Raden Mas Suwardi Suryaningrat atau lebih dikenal dengan Ki Hajar Dewantara, lahir pada tanggal 2 Mei 1889, di Yogyakarta. Ia merupakan putera Pangeran Sasradiningrat dan cucu Paku Alam ke-4 dari Yogyakarta.
Setelah menamatkan sekolahnya di Europeesche Lagare School (ELS/Sekolah Dasar Belanda) ia melanjutkan pendidikannyanya di STOVIA di Jakarta, akan tetapi ia tidak tamat dari sana karena beasiswanya dicabut. Setelah berhenti dari STOVIA, Ki Hajar Dewantara bekerja sebagai wartawan di beberapa surat kabar, seperti Sedyotomo, Midden Java, De Express, dan Utusan Hindia.
Ketika menjadi wartawan, Ki Hajar Dewantara benyak mengekpresikan tulisan-tulisan perjuangannya mengkritik pemerintah belanda, Tulisan-tulisanya yang terkenal seperti Als Ik Een NederlanderWas (Seandainya Aku Seorang Belanda/Sebagai sindiran keras terhadap pemerintah Belanda yang berencana merayakan 100 tahun kemerdekaannya dari Prancis) dan Een voor Allen Maar Ook Allen voor Een (Satu untuk Semua, Namun Semua untuk Satu). Selain aktif dibidang kewartawanan, ia juga aktif masuk kedalam organisasi pergerakan nasional seperti Budi Utomo, di dalam Budi Utomo ia berada pada divisi propaganda. Pada tanggal 25 Desember 1912, ia bersama Douwes Dekker dan dr. Cipto Mangunkusumo mendirikan Indische Partij (Partai Hindia, yang bertujuan untuk mencapai Indonesia Merdeka.

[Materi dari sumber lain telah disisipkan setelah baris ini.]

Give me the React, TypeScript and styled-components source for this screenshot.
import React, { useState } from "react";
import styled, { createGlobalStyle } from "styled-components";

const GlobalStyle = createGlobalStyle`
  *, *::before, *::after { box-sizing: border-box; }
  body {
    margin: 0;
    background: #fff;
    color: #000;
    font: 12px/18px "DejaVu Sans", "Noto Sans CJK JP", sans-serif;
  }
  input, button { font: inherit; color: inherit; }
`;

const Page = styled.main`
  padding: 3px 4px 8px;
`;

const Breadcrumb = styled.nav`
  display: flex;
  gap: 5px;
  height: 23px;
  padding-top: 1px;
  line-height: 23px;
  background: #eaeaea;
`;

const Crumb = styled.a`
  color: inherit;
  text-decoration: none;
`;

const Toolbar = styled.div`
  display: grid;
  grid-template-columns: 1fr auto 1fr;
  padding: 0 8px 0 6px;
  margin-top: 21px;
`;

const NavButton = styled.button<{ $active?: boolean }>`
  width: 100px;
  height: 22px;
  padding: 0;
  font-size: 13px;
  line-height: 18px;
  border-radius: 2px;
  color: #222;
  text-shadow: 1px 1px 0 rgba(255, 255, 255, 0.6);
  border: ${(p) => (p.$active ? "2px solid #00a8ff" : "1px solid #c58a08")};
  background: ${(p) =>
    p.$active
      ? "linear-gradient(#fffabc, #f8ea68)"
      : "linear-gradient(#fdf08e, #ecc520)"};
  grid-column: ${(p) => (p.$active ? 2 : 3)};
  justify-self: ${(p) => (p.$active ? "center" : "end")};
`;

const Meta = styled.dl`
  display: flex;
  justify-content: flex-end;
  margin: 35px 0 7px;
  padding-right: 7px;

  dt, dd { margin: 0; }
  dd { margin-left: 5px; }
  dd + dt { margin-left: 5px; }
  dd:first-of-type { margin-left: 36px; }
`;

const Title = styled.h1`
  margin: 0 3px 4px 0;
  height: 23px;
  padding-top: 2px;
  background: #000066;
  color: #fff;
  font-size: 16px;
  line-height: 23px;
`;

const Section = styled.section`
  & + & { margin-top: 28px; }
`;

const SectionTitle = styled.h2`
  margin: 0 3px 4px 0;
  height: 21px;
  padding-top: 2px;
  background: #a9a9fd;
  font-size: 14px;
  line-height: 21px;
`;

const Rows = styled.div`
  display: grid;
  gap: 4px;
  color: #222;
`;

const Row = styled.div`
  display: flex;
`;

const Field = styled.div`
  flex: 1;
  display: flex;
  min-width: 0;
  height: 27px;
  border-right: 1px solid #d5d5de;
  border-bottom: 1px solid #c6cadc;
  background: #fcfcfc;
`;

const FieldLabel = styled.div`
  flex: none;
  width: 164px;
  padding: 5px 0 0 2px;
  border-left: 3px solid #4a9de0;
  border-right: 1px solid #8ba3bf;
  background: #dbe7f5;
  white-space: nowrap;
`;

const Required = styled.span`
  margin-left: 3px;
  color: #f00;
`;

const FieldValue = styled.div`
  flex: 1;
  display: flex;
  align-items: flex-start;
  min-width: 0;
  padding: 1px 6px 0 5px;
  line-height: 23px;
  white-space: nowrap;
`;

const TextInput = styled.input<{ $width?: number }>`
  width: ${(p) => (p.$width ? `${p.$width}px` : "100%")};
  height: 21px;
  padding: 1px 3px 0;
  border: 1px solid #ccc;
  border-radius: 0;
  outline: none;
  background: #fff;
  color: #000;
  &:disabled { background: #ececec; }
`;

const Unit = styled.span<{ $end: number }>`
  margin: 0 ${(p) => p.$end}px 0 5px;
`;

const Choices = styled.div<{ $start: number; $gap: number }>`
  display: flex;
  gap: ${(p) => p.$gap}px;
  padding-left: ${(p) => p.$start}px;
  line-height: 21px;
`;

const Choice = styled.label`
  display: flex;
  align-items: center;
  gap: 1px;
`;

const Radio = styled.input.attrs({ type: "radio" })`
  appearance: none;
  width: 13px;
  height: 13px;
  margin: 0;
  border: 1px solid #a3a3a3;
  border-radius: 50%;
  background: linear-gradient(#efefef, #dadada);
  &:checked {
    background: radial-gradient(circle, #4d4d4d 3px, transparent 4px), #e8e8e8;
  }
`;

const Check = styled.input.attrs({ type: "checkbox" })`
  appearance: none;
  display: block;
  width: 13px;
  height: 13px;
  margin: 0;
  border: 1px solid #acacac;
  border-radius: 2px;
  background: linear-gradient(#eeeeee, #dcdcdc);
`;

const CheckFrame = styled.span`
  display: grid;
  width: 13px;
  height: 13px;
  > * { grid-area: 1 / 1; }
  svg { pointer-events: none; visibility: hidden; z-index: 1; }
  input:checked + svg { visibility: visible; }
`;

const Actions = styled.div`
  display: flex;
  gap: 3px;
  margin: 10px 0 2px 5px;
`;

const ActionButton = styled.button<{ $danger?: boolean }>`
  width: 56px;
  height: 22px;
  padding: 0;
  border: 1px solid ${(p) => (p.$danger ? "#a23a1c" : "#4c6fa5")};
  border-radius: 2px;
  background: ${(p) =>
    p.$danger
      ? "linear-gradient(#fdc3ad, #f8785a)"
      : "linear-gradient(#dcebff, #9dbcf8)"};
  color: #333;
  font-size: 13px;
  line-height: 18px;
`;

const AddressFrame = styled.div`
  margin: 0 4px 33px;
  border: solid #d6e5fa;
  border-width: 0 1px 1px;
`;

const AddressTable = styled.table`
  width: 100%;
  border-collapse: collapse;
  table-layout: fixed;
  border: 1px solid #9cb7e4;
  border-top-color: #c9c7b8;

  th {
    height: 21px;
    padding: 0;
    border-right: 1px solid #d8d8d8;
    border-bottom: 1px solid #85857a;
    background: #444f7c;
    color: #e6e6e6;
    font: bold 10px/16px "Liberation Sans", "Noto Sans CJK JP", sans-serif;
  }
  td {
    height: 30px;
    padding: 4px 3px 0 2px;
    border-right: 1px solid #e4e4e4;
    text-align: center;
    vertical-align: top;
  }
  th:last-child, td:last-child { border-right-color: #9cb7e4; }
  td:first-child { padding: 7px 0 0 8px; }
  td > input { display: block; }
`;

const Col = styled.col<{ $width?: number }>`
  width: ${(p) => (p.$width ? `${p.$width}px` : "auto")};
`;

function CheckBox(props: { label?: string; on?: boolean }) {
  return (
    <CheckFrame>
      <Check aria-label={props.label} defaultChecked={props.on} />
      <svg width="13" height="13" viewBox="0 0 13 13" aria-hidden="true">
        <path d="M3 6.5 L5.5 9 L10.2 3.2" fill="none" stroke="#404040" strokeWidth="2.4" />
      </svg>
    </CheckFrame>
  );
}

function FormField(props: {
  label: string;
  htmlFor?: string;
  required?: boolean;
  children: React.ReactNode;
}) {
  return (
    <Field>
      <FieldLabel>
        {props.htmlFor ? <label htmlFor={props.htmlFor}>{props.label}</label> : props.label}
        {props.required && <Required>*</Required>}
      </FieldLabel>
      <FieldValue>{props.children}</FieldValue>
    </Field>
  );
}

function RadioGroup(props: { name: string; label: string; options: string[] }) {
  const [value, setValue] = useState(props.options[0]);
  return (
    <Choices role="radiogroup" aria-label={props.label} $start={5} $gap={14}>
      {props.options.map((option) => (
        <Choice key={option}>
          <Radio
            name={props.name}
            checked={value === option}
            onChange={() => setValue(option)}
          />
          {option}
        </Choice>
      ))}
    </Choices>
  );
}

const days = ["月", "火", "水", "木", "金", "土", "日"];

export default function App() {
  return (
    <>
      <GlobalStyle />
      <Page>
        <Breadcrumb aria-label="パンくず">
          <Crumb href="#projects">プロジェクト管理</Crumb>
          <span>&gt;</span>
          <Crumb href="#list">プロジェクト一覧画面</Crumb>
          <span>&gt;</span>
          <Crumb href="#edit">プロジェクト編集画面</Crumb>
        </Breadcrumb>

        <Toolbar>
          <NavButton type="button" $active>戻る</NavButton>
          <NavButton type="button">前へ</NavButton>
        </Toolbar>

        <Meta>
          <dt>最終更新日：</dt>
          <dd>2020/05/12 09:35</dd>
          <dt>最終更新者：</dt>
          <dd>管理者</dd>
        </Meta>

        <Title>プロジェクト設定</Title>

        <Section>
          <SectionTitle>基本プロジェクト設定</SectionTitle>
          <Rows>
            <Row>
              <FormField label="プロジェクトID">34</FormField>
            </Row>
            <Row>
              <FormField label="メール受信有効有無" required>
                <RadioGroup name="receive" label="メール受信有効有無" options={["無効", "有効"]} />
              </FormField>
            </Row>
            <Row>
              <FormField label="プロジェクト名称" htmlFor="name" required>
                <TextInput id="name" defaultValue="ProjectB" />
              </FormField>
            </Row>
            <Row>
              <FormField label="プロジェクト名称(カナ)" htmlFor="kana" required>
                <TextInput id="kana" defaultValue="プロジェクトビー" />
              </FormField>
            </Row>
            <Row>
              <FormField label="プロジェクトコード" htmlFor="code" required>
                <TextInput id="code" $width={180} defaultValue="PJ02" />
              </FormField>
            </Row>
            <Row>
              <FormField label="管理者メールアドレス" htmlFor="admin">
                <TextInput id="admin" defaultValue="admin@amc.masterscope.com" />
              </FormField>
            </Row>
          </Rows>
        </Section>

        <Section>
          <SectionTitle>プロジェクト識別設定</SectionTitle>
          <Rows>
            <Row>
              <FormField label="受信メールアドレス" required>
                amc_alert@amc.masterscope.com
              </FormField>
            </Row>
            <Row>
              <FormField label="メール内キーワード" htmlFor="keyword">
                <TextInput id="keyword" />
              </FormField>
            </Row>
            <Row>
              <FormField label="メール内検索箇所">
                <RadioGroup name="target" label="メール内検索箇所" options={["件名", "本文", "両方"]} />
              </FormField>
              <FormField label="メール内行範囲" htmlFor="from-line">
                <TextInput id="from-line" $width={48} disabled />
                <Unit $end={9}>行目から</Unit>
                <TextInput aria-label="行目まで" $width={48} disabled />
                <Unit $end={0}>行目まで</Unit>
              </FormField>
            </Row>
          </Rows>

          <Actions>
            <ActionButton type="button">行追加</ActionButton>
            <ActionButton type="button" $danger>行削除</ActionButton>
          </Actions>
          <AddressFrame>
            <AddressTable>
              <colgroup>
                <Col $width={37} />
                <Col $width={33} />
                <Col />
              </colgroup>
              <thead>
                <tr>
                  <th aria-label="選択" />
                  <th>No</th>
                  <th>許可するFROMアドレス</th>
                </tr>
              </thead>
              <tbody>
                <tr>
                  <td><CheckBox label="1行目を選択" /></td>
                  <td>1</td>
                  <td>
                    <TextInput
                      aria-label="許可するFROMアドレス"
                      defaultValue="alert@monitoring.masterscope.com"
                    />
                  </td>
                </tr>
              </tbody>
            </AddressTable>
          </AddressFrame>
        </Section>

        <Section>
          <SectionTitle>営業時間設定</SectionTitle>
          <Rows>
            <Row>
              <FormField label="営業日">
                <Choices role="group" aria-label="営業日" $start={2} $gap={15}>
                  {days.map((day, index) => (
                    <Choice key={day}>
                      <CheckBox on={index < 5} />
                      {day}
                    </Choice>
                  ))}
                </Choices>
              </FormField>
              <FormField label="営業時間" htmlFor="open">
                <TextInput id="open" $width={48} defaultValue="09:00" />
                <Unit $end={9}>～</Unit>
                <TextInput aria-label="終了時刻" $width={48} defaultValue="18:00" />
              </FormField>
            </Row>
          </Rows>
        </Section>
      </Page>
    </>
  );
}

Karena dianggap banyak mempropaganda dan banyak mengkritik serta menentang Belanda melalui tulisan-tulisannya, pada tahun 1913, Ki Hajar Dewantara dibuang ke negeri Belanda. di negeri Belanda ia tidak membuang-buang kesempatan, ia terus memperdalam pengetahuannya terutama dibidang pendidikan dan pengajaran, hingga ia berhasil memperoleh Europeesche Akte.

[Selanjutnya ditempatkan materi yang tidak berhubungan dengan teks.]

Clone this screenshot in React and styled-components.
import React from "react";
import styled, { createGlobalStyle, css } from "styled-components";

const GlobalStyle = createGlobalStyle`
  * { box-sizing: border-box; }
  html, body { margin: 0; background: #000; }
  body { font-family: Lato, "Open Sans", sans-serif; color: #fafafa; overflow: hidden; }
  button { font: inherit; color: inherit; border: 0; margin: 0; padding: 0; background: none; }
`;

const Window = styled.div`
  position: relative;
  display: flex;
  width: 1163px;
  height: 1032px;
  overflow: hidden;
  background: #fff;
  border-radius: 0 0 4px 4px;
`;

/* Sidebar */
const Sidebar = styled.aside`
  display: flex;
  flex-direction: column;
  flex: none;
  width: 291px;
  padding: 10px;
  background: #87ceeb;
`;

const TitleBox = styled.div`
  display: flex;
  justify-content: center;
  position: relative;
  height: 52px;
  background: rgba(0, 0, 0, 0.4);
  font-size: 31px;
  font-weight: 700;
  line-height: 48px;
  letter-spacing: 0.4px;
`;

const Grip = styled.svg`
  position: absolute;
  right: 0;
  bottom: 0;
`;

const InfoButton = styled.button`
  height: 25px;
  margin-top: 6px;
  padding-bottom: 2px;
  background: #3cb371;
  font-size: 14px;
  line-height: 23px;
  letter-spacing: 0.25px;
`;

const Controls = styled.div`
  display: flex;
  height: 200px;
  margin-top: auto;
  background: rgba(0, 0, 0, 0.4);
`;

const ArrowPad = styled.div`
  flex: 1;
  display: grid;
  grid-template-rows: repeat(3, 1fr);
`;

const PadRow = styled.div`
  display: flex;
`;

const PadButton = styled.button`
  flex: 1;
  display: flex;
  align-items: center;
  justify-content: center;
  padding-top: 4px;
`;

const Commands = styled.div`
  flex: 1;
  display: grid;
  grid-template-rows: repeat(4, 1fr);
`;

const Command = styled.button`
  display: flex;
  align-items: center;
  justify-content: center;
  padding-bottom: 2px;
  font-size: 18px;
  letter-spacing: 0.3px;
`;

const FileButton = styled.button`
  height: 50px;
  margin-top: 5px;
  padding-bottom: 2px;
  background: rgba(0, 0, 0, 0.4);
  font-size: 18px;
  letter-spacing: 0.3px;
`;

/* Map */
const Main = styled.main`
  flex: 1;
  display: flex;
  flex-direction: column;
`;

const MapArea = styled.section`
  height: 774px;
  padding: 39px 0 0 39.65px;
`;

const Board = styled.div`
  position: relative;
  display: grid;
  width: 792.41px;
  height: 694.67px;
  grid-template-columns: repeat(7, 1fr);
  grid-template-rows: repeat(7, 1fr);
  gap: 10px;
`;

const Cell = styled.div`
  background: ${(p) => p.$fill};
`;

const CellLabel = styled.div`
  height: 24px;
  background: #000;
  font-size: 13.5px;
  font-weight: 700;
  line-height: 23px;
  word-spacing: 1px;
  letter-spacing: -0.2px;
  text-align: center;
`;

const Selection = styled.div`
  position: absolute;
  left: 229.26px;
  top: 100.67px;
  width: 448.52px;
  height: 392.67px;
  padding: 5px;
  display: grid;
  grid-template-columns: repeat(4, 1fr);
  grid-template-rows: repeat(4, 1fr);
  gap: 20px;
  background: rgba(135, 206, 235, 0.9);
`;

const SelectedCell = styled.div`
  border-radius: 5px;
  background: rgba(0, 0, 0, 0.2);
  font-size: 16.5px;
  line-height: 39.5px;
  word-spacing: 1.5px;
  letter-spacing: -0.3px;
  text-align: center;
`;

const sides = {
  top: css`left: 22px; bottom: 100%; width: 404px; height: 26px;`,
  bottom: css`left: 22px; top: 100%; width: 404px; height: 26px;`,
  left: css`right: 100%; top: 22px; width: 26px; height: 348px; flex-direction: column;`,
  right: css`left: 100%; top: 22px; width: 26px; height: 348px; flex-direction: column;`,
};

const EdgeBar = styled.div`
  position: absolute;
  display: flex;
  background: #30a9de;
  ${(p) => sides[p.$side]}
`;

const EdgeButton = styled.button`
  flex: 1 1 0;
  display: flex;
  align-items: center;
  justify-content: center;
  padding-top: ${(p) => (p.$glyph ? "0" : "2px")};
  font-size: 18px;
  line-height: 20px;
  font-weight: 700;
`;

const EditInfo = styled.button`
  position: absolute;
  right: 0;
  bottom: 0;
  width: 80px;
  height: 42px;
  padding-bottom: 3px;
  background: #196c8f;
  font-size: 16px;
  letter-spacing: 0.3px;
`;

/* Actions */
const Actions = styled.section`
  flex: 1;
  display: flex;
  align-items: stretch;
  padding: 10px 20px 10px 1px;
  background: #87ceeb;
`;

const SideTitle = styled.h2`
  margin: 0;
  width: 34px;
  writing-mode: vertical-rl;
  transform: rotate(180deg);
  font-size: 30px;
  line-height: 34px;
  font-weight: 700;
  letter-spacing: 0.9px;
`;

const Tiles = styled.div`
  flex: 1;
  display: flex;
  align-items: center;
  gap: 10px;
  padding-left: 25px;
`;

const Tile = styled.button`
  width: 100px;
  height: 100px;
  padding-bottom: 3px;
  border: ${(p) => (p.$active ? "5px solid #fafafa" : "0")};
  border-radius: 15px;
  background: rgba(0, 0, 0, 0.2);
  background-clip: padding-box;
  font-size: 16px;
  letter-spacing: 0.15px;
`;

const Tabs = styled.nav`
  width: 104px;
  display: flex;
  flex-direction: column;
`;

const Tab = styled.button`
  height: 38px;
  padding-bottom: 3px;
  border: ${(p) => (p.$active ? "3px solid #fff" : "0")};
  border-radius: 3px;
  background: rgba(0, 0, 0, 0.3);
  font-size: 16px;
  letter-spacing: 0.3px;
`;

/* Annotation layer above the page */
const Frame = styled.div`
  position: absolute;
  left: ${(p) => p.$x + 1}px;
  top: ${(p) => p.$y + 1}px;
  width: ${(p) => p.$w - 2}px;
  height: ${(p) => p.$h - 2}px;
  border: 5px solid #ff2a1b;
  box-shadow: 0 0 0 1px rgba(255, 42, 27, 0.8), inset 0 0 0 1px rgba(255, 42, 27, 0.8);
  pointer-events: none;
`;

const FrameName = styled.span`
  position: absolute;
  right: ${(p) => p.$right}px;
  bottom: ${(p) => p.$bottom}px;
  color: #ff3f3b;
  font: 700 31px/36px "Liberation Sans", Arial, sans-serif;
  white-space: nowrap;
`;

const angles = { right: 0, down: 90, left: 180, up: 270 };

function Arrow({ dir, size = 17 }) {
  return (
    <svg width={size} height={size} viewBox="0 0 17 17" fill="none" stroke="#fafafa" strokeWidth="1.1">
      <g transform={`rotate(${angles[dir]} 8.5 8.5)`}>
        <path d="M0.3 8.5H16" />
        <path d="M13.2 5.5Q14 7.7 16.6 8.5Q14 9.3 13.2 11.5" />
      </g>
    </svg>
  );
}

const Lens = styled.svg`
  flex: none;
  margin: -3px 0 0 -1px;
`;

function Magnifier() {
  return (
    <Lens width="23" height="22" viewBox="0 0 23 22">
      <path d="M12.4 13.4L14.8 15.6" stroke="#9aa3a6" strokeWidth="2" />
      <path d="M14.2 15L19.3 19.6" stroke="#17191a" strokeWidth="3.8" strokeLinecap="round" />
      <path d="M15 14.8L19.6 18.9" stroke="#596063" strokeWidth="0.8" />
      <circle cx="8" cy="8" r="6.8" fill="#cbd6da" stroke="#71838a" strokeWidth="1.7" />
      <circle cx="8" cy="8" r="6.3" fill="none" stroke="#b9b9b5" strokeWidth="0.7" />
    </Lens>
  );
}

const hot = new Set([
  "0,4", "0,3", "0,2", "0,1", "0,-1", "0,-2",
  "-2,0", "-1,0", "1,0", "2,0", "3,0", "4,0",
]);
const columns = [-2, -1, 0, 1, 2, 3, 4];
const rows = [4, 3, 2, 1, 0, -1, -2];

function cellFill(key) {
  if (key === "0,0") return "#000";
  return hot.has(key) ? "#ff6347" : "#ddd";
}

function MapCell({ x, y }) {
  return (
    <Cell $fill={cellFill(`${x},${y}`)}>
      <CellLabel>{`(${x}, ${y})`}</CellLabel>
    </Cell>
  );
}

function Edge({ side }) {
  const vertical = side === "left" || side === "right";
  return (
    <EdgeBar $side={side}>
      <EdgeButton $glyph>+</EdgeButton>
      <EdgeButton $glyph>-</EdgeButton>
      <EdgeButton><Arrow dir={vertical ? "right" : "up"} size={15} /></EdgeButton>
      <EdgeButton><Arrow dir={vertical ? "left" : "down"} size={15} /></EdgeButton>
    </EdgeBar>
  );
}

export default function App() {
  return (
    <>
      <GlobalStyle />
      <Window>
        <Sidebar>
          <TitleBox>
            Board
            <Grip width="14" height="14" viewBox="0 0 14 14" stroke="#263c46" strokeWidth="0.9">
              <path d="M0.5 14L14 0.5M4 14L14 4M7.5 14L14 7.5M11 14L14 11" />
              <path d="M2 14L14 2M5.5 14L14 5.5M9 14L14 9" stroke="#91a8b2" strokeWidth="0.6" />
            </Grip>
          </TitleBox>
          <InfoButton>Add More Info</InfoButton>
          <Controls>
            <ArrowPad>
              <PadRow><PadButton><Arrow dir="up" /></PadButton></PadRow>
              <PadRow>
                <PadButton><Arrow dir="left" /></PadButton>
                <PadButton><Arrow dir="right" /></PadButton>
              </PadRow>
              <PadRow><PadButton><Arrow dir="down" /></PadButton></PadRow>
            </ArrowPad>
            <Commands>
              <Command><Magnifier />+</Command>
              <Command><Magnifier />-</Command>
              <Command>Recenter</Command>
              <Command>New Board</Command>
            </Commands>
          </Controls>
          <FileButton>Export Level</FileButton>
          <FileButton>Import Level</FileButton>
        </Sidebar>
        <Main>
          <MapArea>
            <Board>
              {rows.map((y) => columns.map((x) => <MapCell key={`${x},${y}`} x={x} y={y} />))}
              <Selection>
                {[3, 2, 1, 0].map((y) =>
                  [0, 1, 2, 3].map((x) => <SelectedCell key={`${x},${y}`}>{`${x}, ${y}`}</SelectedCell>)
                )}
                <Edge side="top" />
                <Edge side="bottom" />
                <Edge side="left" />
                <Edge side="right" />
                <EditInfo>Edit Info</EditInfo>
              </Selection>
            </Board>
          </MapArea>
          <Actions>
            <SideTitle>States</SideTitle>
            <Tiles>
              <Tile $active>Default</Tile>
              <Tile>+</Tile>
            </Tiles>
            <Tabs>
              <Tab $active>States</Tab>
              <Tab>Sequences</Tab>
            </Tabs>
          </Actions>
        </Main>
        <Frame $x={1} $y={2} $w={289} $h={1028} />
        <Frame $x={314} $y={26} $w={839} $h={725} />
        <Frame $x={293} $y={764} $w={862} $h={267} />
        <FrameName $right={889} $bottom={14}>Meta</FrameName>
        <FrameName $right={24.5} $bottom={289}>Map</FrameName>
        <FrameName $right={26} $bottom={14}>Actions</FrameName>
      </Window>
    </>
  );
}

Pada tahun 1918, ia kembali ke tanah air dan mencurahkan perhatiannya pada bidang pendidikan. Ia menjadi guru di sekolah yang didirikan oleh Suryopranoto. Pada tanggal 3 Juli 1922, ia mendirikan sebuah perguruan yang bercorak nasional, yaitu Onderwijs Intitutuut Taman Siswa (Perguruan Nasional Tamansiswa). Pada awal pendirian Taman Siswa ia mendapat banya rintangan dari pemerintah Belanda, seperti dikeluarkannya Ordonasi Sekolah Liar pada Taman Siswa. Akan tetapi, berkat perjuangannya pula Ordonasi itu dicabut kembali.
Pada masa pendudukan jepang, ia menjadi salah seorang pimpinan Pusat Tenaga Rakyat (Putera) yang merupakan organisasi bentukan Jepang. Setelah indonesia merdeka, ia diangkat menjadi Menteri Pendidikan, Pengajaran dan Kebudayaan.
Hingga Akhir hayatnya, Ki Hajar Dewantara sangat banyak berkiprah dalam dunia pendidikan. Ia juga dikenal sebagai Bapak Pendidikan Nasional dan pendiri Taman Siswa. Ia meninggal dunia pada tanggal 26 April 1959, dan dimakamkan di Pemakaman Wijayabrata, Yogyakarta. Hari kelahirannya pada tanggal 2 Mei, diperingati sebagai Hari Pendidikan Nasional (Hardiknas). Salah satu ajarannya yang cukup dikenal adalah tut wuri handayani, ing madya mangun karsa ing ngarsa sungtulada (di belakang memberi dorongan, di tengah memberi teladan).